На всякий случай я остановил колонну и один пошел вперед. В обороне меня заметили, а когда я подошел к окопам, навстречу поднялся сержант с гвардейскими усами и автоматом в руках.

— Здравствуйте, товарищи гвардейцы. Принимайте гостей, — сказал я.

— Здравствуйте, не знаю, как вас величать, — сдержанно ответил сержант. — Кто вы такие?

— Пополнение вам привели.

— Что-то не с той стороны идете.

— Из-под Олевска. В тылу врага мобилизованные…

— Не может быть! Там немцы, — не доверял сержант.

— В Олевске фрицы, а пойдешь лесом до Сарн ни одного гитлеровца не встретишь. Партизаны там хозяева, — ответил я. — Привели тысячу пятьсот человек. Можете убедиться, вот документы…

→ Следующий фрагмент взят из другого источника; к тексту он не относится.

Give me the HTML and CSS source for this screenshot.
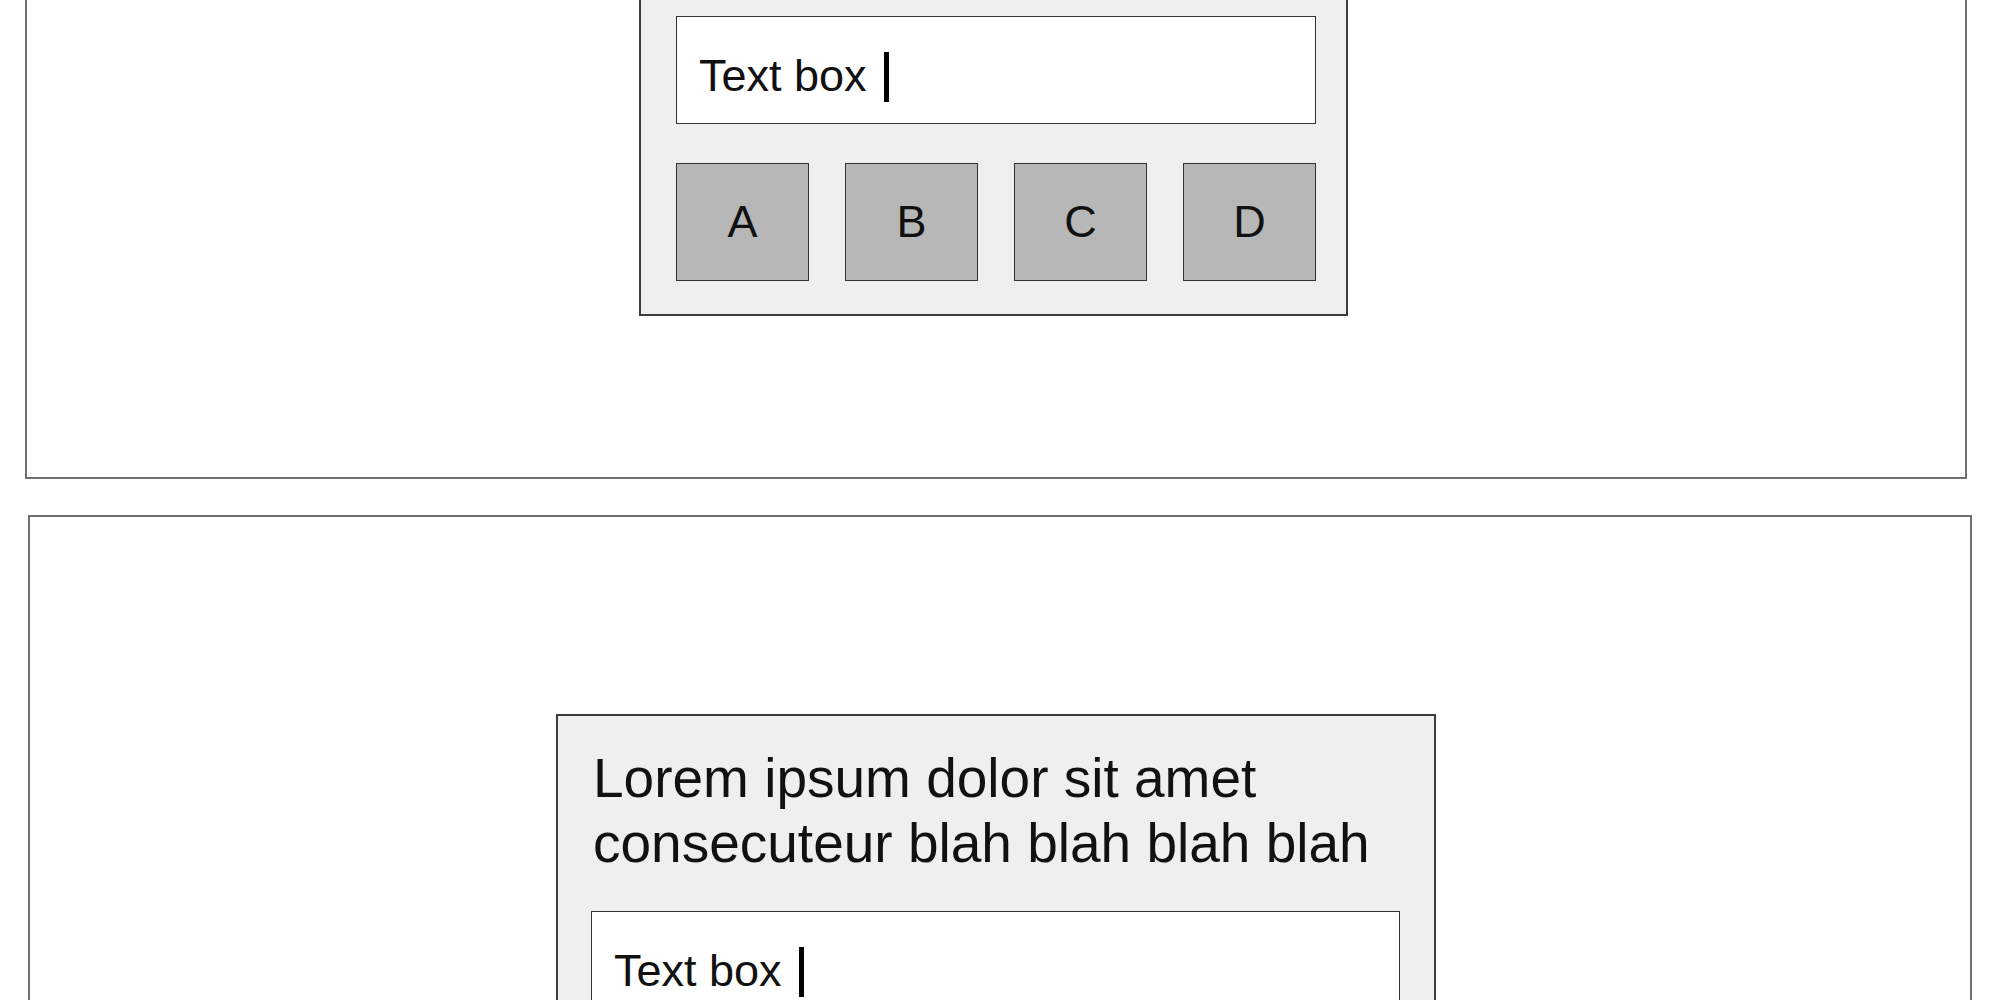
FILE: index.html
```html
<!DOCTYPE html>
<html lang="en">

<head>
    <meta charset="UTF-8">
    <meta name="viewport" content="width=device-width, initial-scale=1.0">
    <title>Dialog Layouts</title>
    <link rel="stylesheet" href="styles.css">
</head>

<body>
    <!-- layout 1: text box with four choice buttons -->
    <div class="screen screen-top">
        <div class="dialog dialog-choices">
            <div class="text-box">Text box<span class="caret"></span></div>
            <div class="choices">
                <button class="choice">A</button>
                <button class="choice">B</button>
                <button class="choice">C</button>
                <button class="choice">D</button>
            </div>
        </div>
    </div>

    <!-- layout 2: prompt text above the text box -->
    <div class="screen screen-bottom">
        <div class="dialog dialog-prompt">
            <p class="prompt">Lorem ipsum dolor sit amet<br>consecuteur blah blah blah blah</p>
            <div class="text-box">Text box<span class="caret"></span></div>
        </div>
    </div>
</body>

</html>
```

FILE: styles.css
```css
body {
    font-family: "Liberation Sans", Arial, sans-serif;
    margin: 0;
    padding: 0;
    background-color: #fff;
    color: #111;
    overflow: hidden;
}

.screen {
    border: 2px solid #707070;
    box-sizing: border-box;
    display: flex;
    justify-content: center;
    align-items: flex-start;
}

.screen-top {
    margin: -219px 33px 0 25px;
    height: 698px;
    padding: 197px 5px 0 0;
}

.screen-bottom {
    margin: 36px 28px 0 28px;
    height: 700px;
    padding: 197px 8px 0 0;
}

.dialog {
    background-color: #efefef;
    border: 2px solid #3c3c3c;
    box-sizing: border-box;
}

.dialog-choices {
    width: 709px;
    padding: 34px 30px 33px 35px;
}

.dialog-prompt {
    width: 880px;
    padding: 30px 34px 40px 33px;
}

.text-box {
    background-color: #fff;
    border: 1px solid #333;
    height: 108px;
    box-sizing: border-box;
    padding: 33px 0 0 22px;
    font-size: 45px;
    line-height: 52px;
}

.caret {
    display: inline-block;
    width: 5px;
    height: 50px;
    margin-left: 17px;
    vertical-align: -11px;
    background-color: #000;
}

.choices {
    display: flex;
    gap: 36px;
    margin-top: 39px;
}

.choice {
    flex: 1;
    height: 118px;
    margin: 0;
    padding: 0;
    background-color: #b7b7b7;
    border: 1px solid #333;
    font-family: inherit;
    font-size: 45px;
    color: #111;
}

.prompt {
    margin: 0 0 35px 2px;
    font-size: 55px;
    line-height: 65px;
}
```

Сержант прочитал мое предписание, настороженность его пропала.

— Чего же они стоят? Пусть идут, — сказал он.

По моему сигналу колонна двинулась. Из окопов высыпали бойцы и с любопытством рассматривали наше безоружное, разношерстное и почти босое войско…

— Вот те и на! А мы здесь оборону закрепляем, — смеялись гвардейцы, угощая нас махоркой и папиросами. — Стало быть, от партизан?..

Командир отделения выделил солдата, который провел нас к взводному, а лейтенант проводил в деревню, где располагался штаб.

В дивизии пополнение встретили с откровенной радостью. Людей распределили по квартирам, начали готовить ужин. Меня и Ефремова пригласили к начальнику штаба.

— Для нас эти люди, как манна с неба, — говорил довольный начальник штаба, моложавый подтянутый полковник. — Бои ведем чуть ли не от самого Курска, Днепр форсировали, а пополнения не получали… Ну рассказывайте, как провели через линию фронта?

— Разве это линия фронта? — сказал Ефремов. — Здесь немца живого не встретишь. Под самые Сарны без боя можно провести целую дивизию.

— Не многовато? — иронически спросил начштаба.

— Ну тогда армию, — не сдавался Ефремов.

— Вы серьезно?

— Вполне серьезно, — поддержал я Степана. — Дальше на запад простирается партизанский край…

Беседа затянулась далеко за полночь. Мы рассказали о мобилизации и подготовке пополнения. Вручили списки. Офицеры штаба дивизии интересовались обстановкой в глубине обороны противника. Мы подробно отвечали на вопросы.

Утром гвардейцы по списку приняли от нас пополнение.

— Передайте всем партизанам большое спасибо, — сказал командир дивизии. — Может, вы в чем нуждаетесь? Поможем.

— Патронов не мешало бы, — сказал я.

— Сколько вам?

— На первый случай автоматных тысяч триста, — упредил меня Ефремов.

— Ну и замахнулся! — рассмеялся генерал.

— Для вас это капля в море, — поддержал я Степу, рассчитывая выторговать хотя бы половину.

— Сколько в вашем отряде людей? — спросил комдив.

— Около трех тысяч, — ответил я, приврав наполовину.

— Солидно… Хорошие вы хлопцы. Много наслышан о вашем командире Сидоре Артемовиче Ковпаке, боевых делах отряда. Вы помогли мне, выручу и я вас из беды, — сказал генерал и обратился к подполковнику с артиллерийскими погонами — Как, товарищ начальник артиллерийского снабжения, дадим?

— Что вы, товарищ генерал, триста тысяч? — ахнул подполковник. Видно, ему нелегко доставались боеприпасы.

— Товарищ подполковник, вы гвардеец и должны знать, что слово гвардии генерала нерушимо! — нахально заявил Ефремов, заставив меня покраснеть.

Генерал покачал головой, улыбнулся и сказал:

— Ну и хитры! Одним словом, партизаны… Если вы просите триста тысяч, то думаете получить полтораста, но я вам дам сто тысяч, — он раскатисто засмеялся, довольный выдумкой, и подтвердил свое приказание начальнику артснабжения. Извинился перед нами: — Меня ждут дела. Передайте вашим командирам и всем партизанам привет и наше гвардейское спасибо. До свидания. Может, еще встретимся…

Генерал крепко пожал нам руки и ушел.

Мы были рады и такому подарку, тем более что больше мы не могли увезти.

Возвращаясь в отряд, мы на полпути встретили большой бычий обоз. Оказывается, Вершигора в Киеве получил пушки, снаряды, патроны и много других грузов, все это на автомашинах отправил в Овруч. В соединение прислал радиограмму, чтобы в Овруч за грузом направили обоз.

Из Киева Вершигора возвратился 2 января 1944 года. К этому времени почти весь груз был доставлен в Собычин. Теперь уже никто не сомневался, что не сегодня-завтра соединение выступит в новый рейд. И тут пришла весть, которая взбудоражила всех партизан и положила начало новой истории соединения. Ковпака отзывали в Киев, а вместо него назначался Петр Петрович Вершигора.